Hosts Sweden, ranked fourth in the world and second in Europe behind Germany, will hope home support can boost them to greater heights than third place in the 2011 World Cup.
They will be aided in their quest by Swedish coach Pia Sundhage, who led the United States to the gold medal in the 2012 Olympics and won the Fifa women’s coach of the year.
England midfielder Anita Asante, who plays for Swedish club side Gothenburg, says: “Swedes are very passionate about the game and the domestic league is well supported with big games hosting 2-3,000 supporters.

Euro 2013
Group A: Sweden, Italy, Denmark, Finland
Group B: Germany, Norway, Netherlands, Iceland
Group C: France, England, Russia, Spain

“No doubt they will have the whole country behind them, so they will be strong contenders.”
France are hotly fancied after fourth spot in last year’s Olympics and the 2011 World Cup and, with nearly half of their squad playing together at Champions League runners-up Lyon, they present a formidable unit.
England, runners-up in 2009, will hope to at least make it past the last eight – the end of their journey at the World Cup. But with several injuries to key players such as striker Kelly Smith, they may need inspiration from one of their rising young players.
Who are the potential stars?

Sweden’s Lotta Schelin

If Sweden make an impression in this tournament, then it is likely that forward Lotta Schelin will have played a key part. Schelin, 29, plays for one of Europe’s strongest club sides, Lyon, and recently surpassed the 50-goal mark for her country.

“Schelin is a phenomenal goalscorer but I found her one of the hardest forwards to mark because of the timing of her runs and her ability to play on your back shoulder, just where you hated them to be,” says White. “She makes the game look so elegant in the way she plays with her touch and her ability to nip past players.

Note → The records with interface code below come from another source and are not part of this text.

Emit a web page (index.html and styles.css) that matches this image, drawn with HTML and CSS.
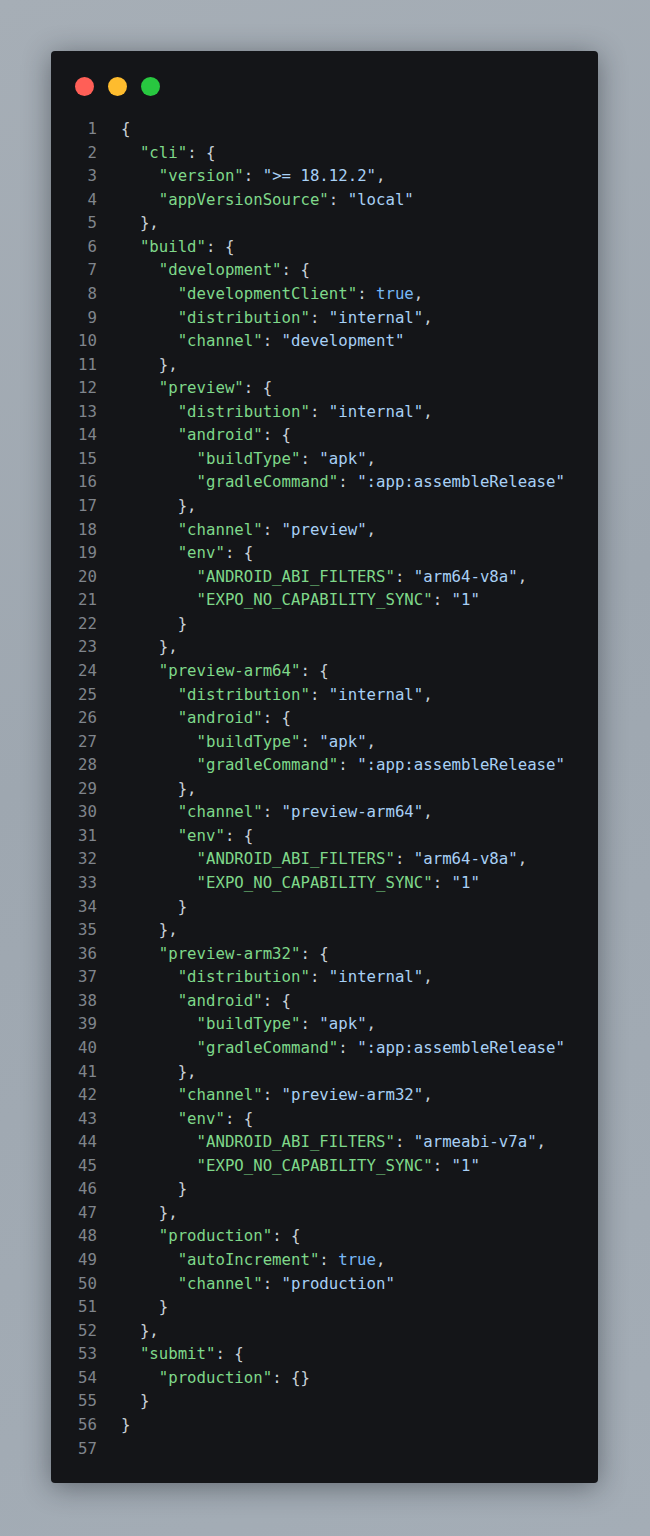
FILE: index.html
```html
<!DOCTYPE html>
<html>
<head>
<meta charset="utf-8">
<link rel="stylesheet" href="styles.css">
</head>
<body>
<div class="window">
  <div class="lights"><span class="dot red"></span><span class="dot yellow"></span><span class="dot green"></span></div>
  <div class="code">
<div class="ln"><span class="no">1</span><span class="tx"><span class="p">{</span></span></div>
<div class="ln"><span class="no">2</span><span class="tx">  <span class="k">"cli"</span><span class="p">: {</span></span></div>
<div class="ln"><span class="no">3</span><span class="tx">    <span class="k">"version"</span><span class="p">: </span><span class="s">"&gt;= 18.12.2"</span><span class="p">,</span></span></div>
<div class="ln"><span class="no">4</span><span class="tx">    <span class="k">"appVersionSource"</span><span class="p">: </span><span class="s">"local"</span></span></div>
<div class="ln"><span class="no">5</span><span class="tx">  <span class="p">},</span></span></div>
<div class="ln"><span class="no">6</span><span class="tx">  <span class="k">"build"</span><span class="p">: {</span></span></div>
<div class="ln"><span class="no">7</span><span class="tx">    <span class="k">"development"</span><span class="p">: {</span></span></div>
<div class="ln"><span class="no">8</span><span class="tx">      <span class="k">"developmentClient"</span><span class="p">: </span><span class="c">true</span><span class="p">,</span></span></div>
<div class="ln"><span class="no">9</span><span class="tx">      <span class="k">"distribution"</span><span class="p">: </span><span class="s">"internal"</span><span class="p">,</span></span></div>
<div class="ln"><span class="no">10</span><span class="tx">      <span class="k">"channel"</span><span class="p">: </span><span class="s">"development"</span></span></div>
<div class="ln"><span class="no">11</span><span class="tx">    <span class="p">},</span></span></div>
<div class="ln"><span class="no">12</span><span class="tx">    <span class="k">"preview"</span><span class="p">: {</span></span></div>
<div class="ln"><span class="no">13</span><span class="tx">      <span class="k">"distribution"</span><span class="p">: </span><span class="s">"internal"</span><span class="p">,</span></span></div>
<div class="ln"><span class="no">14</span><span class="tx">      <span class="k">"android"</span><span class="p">: {</span></span></div>
<div class="ln"><span class="no">15</span><span class="tx">        <span class="k">"buildType"</span><span class="p">: </span><span class="s">"apk"</span><span class="p">,</span></span></div>
<div class="ln"><span class="no">16</span><span class="tx">        <span class="k">"gradleCommand"</span><span class="p">: </span><span class="s">":app:assembleRelease"</span></span></div>
<div class="ln"><span class="no">17</span><span class="tx">      <span class="p">},</span></span></div>
<div class="ln"><span class="no">18</span><span class="tx">      <span class="k">"channel"</span><span class="p">: </span><span class="s">"preview"</span><span class="p">,</span></span></div>
<div class="ln"><span class="no">19</span><span class="tx">      <span class="k">"env"</span><span class="p">: {</span></span></div>
<div class="ln"><span class="no">20</span><span class="tx">        <span class="k">"ANDROID_ABI_FILTERS"</span><span class="p">: </span><span class="s">"arm64-v8a"</span><span class="p">,</span></span></div>
<div class="ln"><span class="no">21</span><span class="tx">        <span class="k">"EXPO_NO_CAPABILITY_SYNC"</span><span class="p">: </span><span class="s">"1"</span></span></div>
<div class="ln"><span class="no">22</span><span class="tx">      <span class="p">}</span></span></div>
<div class="ln"><span class="no">23</span><span class="tx">    <span class="p">},</span></span></div>
<div class="ln"><span class="no">24</span><span class="tx">    <span class="k">"preview-arm64"</span><span class="p">: {</span></span></div>
<div class="ln"><span class="no">25</span><span class="tx">      <span class="k">"distribution"</span><span class="p">: </span><span class="s">"internal"</span><span class="p">,</span></span></div>
<div class="ln"><span class="no">26</span><span class="tx">      <span class="k">"android"</span><span class="p">: {</span></span></div>
<div class="ln"><span class="no">27</span><span class="tx">        <span class="k">"buildType"</span><span class="p">: </span><span class="s">"apk"</span><span class="p">,</span></span></div>
<div class="ln"><span class="no">28</span><span class="tx">        <span class="k">"gradleCommand"</span><span class="p">: </span><span class="s">":app:assembleRelease"</span></span></div>
<div class="ln"><span class="no">29</span><span class="tx">      <span class="p">},</span></span></div>
<div class="ln"><span class="no">30</span><span class="tx">      <span class="k">"channel"</span><span class="p">: </span><span class="s">"preview-arm64"</span><span class="p">,</span></span></div>
<div class="ln"><span class="no">31</span><span class="tx">      <span class="k">"env"</span><span class="p">: {</span></span></div>
<div class="ln"><span class="no">32</span><span class="tx">        <span class="k">"ANDROID_ABI_FILTERS"</span><span class="p">: </span><span class="s">"arm64-v8a"</span><span class="p">,</span></span></div>
<div class="ln"><span class="no">33</span><span class="tx">        <span class="k">"EXPO_NO_CAPABILITY_SYNC"</span><span class="p">: </span><span class="s">"1"</span></span></div>
<div class="ln"><span class="no">34</span><span class="tx">      <span class="p">}</span></span></div>
<div class="ln"><span class="no">35</span><span class="tx">    <span class="p">},</span></span></div>
<div class="ln"><span class="no">36</span><span class="tx">    <span class="k">"preview-arm32"</span><span class="p">: {</span></span></div>
<div class="ln"><span class="no">37</span><span class="tx">      <span class="k">"distribution"</span><span class="p">: </span><span class="s">"internal"</span><span class="p">,</span></span></div>
<div class="ln"><span class="no">38</span><span class="tx">      <span class="k">"android"</span><span class="p">: {</span></span></div>
<div class="ln"><span class="no">39</span><span class="tx">        <span class="k">"buildType"</span><span class="p">: </span><span class="s">"apk"</span><span class="p">,</span></span></div>
<div class="ln"><span class="no">40</span><span class="tx">        <span class="k">"gradleCommand"</span><span class="p">: </span><span class="s">":app:assembleRelease"</span></span></div>
<div class="ln"><span class="no">41</span><span class="tx">      <span class="p">},</span></span></div>
<div class="ln"><span class="no">42</span><span class="tx">      <span class="k">"channel"</span><span class="p">: </span><span class="s">"preview-arm32"</span><span class="p">,</span></span></div>
<div class="ln"><span class="no">43</span><span class="tx">      <span class="k">"env"</span><span class="p">: {</span></span></div>
<div class="ln"><span class="no">44</span><span class="tx">        <span class="k">"ANDROID_ABI_FILTERS"</span><span class="p">: </span><span class="s">"armeabi-v7a"</span><span class="p">,</span></span></div>
<div class="ln"><span class="no">45</span><span class="tx">        <span class="k">"EXPO_NO_CAPABILITY_SYNC"</span><span class="p">: </span><span class="s">"1"</span></span></div>
<div class="ln"><span class="no">46</span><span class="tx">      <span class="p">}</span></span></div>
<div class="ln"><span class="no">47</span><span class="tx">    <span class="p">},</span></span></div>
<div class="ln"><span class="no">48</span><span class="tx">    <span class="k">"production"</span><span class="p">: {</span></span></div>
<div class="ln"><span class="no">49</span><span class="tx">      <span class="k">"autoIncrement"</span><span class="p">: </span><span class="c">true</span><span class="p">,</span></span></div>
<div class="ln"><span class="no">50</span><span class="tx">      <span class="k">"channel"</span><span class="p">: </span><span class="s">"production"</span></span></div>
<div class="ln"><span class="no">51</span><span class="tx">    <span class="p">}</span></span></div>
<div class="ln"><span class="no">52</span><span class="tx">  <span class="p">},</span></span></div>
<div class="ln"><span class="no">53</span><span class="tx">  <span class="k">"submit"</span><span class="p">: {</span></span></div>
<div class="ln"><span class="no">54</span><span class="tx">    <span class="k">"production"</span><span class="p">: {}</span></span></div>
<div class="ln"><span class="no">55</span><span class="tx">  <span class="p">}</span></span></div>
<div class="ln"><span class="no">56</span><span class="tx"><span class="p">}</span></span></div>
<div class="ln"><span class="no">57</span><span class="tx"></span></div>
  </div>
</div>
</body>
</html>
```

FILE: styles.css
```css
html, body {
  margin: 0;
  padding: 0;
}
body {
  width: 650px;
  height: 1536px;
  box-sizing: border-box;
  padding: 51px 52px 0 51px;
  background: linear-gradient(160deg, #a6aeb6 0%, #9ea7b0 45%, #a4adb6 100%);
  font-family: "DejaVu Sans Mono", "Liberation Mono", monospace;
}
.window {
  background: #141518;
  border-radius: 4px;
  box-shadow: 0 4px 28px rgba(20, 25, 30, 0.45);
  padding: 26px 24px 23px 24px;
}
.lights {
  display: flex;
  gap: 14px;
  height: 19px;
  margin-bottom: 21px;
}
.dot {
  width: 19px;
  height: 19px;
  border-radius: 50%;
}
.red { background: #ff5f57; }
.yellow { background: #febc2e; }
.green { background: #28c840; }
.code {
  font-size: 15.7px;
  line-height: 23.57px;
}
.ln {
  display: grid;
  grid-template-columns: 22px 1fr;
  column-gap: 24px;
  height: 23.57px;
}
.no {
  text-align: right;
  color: #80858c;
}
.tx {
  white-space: pre;
  color: #c9d1d9;
}
.k { color: #7fd88a; }
.s { color: #a8d0f5; }
.c { color: #79b8f5; }
.p { color: #c9d1d9; }
```
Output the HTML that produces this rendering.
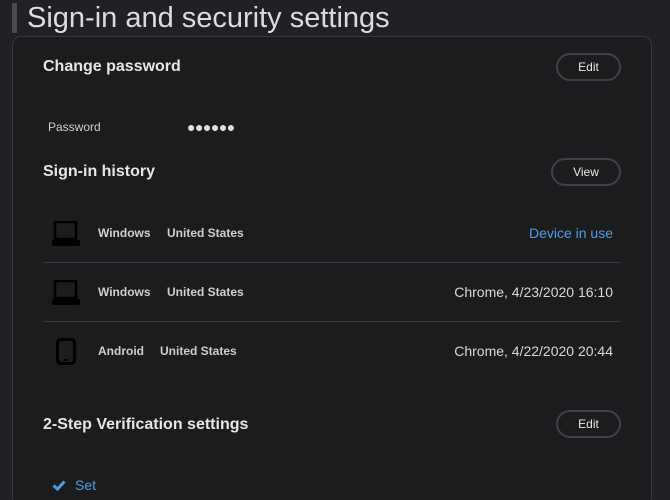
<!DOCTYPE html>
<html style="width:670px;height:500px;overflow:hidden"><head><meta charset="utf-8"><style>
*{margin:0;padding:0;box-sizing:border-box}
body{width:670px;height:500px;background:#202124;font-family:"Liberation Sans",Arial,sans-serif;position:relative;overflow:hidden;color:#e8e8e8}
.a{position:absolute;white-space:nowrap}
.bar{left:12px;top:3px;width:5px;height:30px;background:#4a4b4d}
.title{left:27px;top:1px;font-size:29px;color:#dcdcdc;line-height:34px}
.card{left:12px;top:36px;width:640px;height:470px;background:#1b1c1e;border:1px solid #36373a;border-radius:9px}
.h{font-size:16px;font-weight:bold;color:#e6e6e6}
.btn{border:2px solid #404144;border-radius:15px;height:28px;font-size:12px;color:#e8e8e8;text-align:center;line-height:24px}
.sep{left:43px;width:578px;height:1px;background:#38393c}
.os{font-size:12px;font-weight:bold;color:#cfcfcf}
.rt{font-size:14px;color:#d8d8d8;right:57px}
</style></head><body>
<div class="a bar"></div>
<div class="a title">Sign-in and security settings</div>
<div class="a card"></div>
<div class="a h" style="left:43px;top:58px">Change password</div>
<div class="a btn" style="left:556px;top:53px;width:65px">Edit</div>
<div class="a" style="left:48px;top:120px;font-size:12px;color:#cfcfcf">Password</div>
<div class="a" style="left:187px;top:119px;font-size:14px;color:#e0e0e0;letter-spacing:-0.5px">●●●●●●</div>
<div class="a h" style="left:43px;top:163px">Sign-in history</div>
<div class="a btn" style="left:551px;top:158px;width:70px">View</div>

<svg class="a" style="left:52px;top:221px" width="28" height="25"><rect x="3" y="1" width="21" height="17" fill="none" stroke="#000" stroke-width="2.5"/><rect x="0" y="19" width="28" height="6" rx="1.5" fill="#000"/></svg>
<div class="a os" style="left:98px;top:226px">Windows</div>
<div class="a os" style="left:167px;top:226px">United States</div>
<div class="a" style="right:57px;top:225px;font-size:14px;color:#4a9fe8">Device in use</div>
<div class="a sep" style="top:262px"></div>

<svg class="a" style="left:52px;top:280px" width="28" height="25"><rect x="3" y="1" width="21" height="17" fill="none" stroke="#000" stroke-width="2.5"/><rect x="0" y="19" width="28" height="6" rx="1.5" fill="#000"/></svg>
<div class="a os" style="left:98px;top:285px">Windows</div>
<div class="a os" style="left:167px;top:285px">United States</div>
<div class="a rt" style="top:284px">Chrome, 4/23/2020 16:10</div>
<div class="a sep" style="top:321px"></div>

<svg class="a" style="left:56px;top:338px" width="21" height="27"><rect x="1.5" y="1.5" width="17" height="24" rx="3" fill="none" stroke="#000" stroke-width="3"/><rect x="8" y="21" width="4" height="2" fill="#000"/></svg>
<div class="a os" style="left:98px;top:344px">Android</div>
<div class="a os" style="left:160px;top:344px">United States</div>
<div class="a rt" style="top:343px">Chrome, 4/22/2020 20:44</div>

<div class="a h" style="left:43px;top:416px">2-Step Verification settings</div>
<div class="a btn" style="left:556px;top:410px;width:65px">Edit</div>
<svg class="a" style="left:52px;top:480px" width="14" height="11"><path d="M1.5 5.5 L5.5 9 L12.5 1.5" fill="none" stroke="#4a9fe8" stroke-width="3"/></svg>
<div class="a" style="left:75px;top:477px;font-size:14px;color:#4a9fe8">Set</div>
</body></html>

Germany’s Celia Okoyino da Mbabi
“I think she will be able to handle any home pressure and the team will look to her.”
Despite their injury woes, Germany will field a young but strong side. Midfielder Kim Kulig and striker Alexandra Popp are among the biggest losses, but Celia Okoyino da Mbabi scored a record 17 goals in qualifying and team-mates Fatmire Bajramaj and Dzsenifer Marozsan will attempt to provide the ammunition.
Witnesses of England’s 2011 World Cup quarter-final defeat by France will know that Louisa Necib and Gaetane Thiney can cause all sorts of problems with their ability to find space between opposition defensive lines and midfield.

France’s Louisa Necib
“I always look for Necib,” White admits. “She is very elegant and technical and always seems to have time on the ball. I think she is more effective in the middle, but she plays out wide because they have such strength there. Necib’s Lyon team-mate Camille Abily plays behind Marie-Laure Delie and has made a big impact in past tournaments.”
England midfielder Sue Smith, who is also part of the BBC’s team throughout the tournament, also believes one of her previously unsung team-mates may emerge.
“I think Anita Asante is one of the most under-rated players around. I’ve played with her for years and she is always there or thereabouts and I think this will be her tournament this year.

England’s Jordan Nobbs
“The fact she plays in Sweden will help her and she knows the style of play if we face Sweden and knows what the pitches are like and I think she will be a shining light for England.”
Meanwhile, England’s Jordan Nobbs and Toni Duggan have impressed White and she believes they could both make an impact at Euro 2013.
“Jordan is a bundle of energy,” White says of the Arsenal midfielder. “She has a very good head on her shoulders in terms of confidence and wanting to go out there and express herself. She will not be overawed by the experience if she gets a chance.”